State Sen. Victor Torres, clergy, and others are joining with Puerto Rican activists in Florida to protest the closures of assistance offices for people displaced by Hurricane Maria last year and to renew attention on their plight.

Torres and the others, including organizers from VAMOS4PR FLORIDA, a network of statewide Puerto Rican diaspora organizations, are calling attention to the commonwealth’s closure of the Puerto Rico Federal Affairs Administration office closed in Kissimmee last month, and to the closures, Friday, of the state of Florida’s Multi-Agency Resource Centers in Miami and Orlando.

The three centers had served as touch-stones for many of the estimated more than 300,000 Puerto Ricans who came to Florida after Hurricane Maria had made their homes on the island unlivable last September.

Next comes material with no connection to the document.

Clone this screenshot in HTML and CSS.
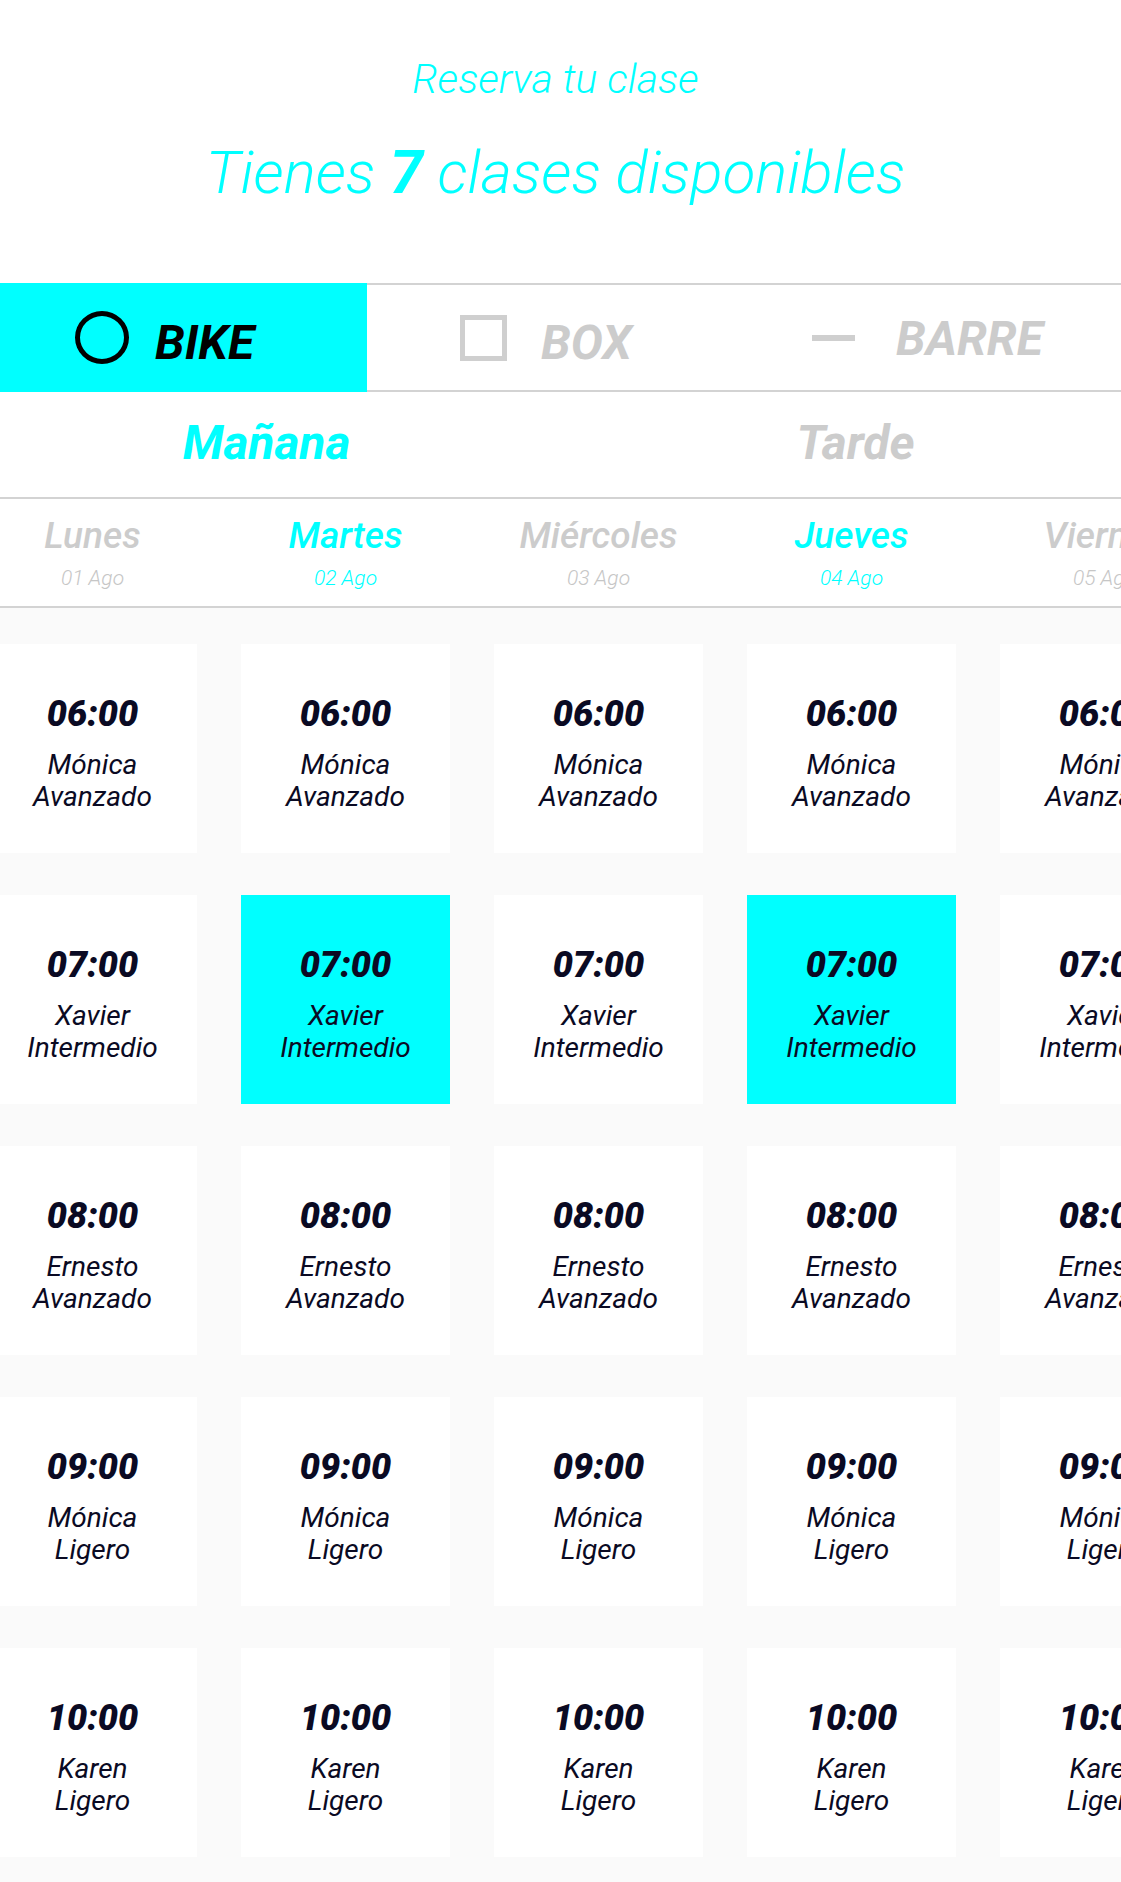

Torres, the Democrat from Orlando whose district includes Kissimmee and much of the state’s most densely-centered Puerto Rican population, including storm refugees, said the community’s needs for housing, health care and other assistance remains high.

Many of them are still living in cheap motels on assistance from the Federal Emergency Management Agency that is ending, and many of them are losing their shelter, he said.

He said the spotlight needs to stay on.

“We need to continue to focus. We need to continue to push. We need to continue to have people understanding how important it is to support Americans from Puerto Rico who are suffering, who are here, and who are over there,” Torres said.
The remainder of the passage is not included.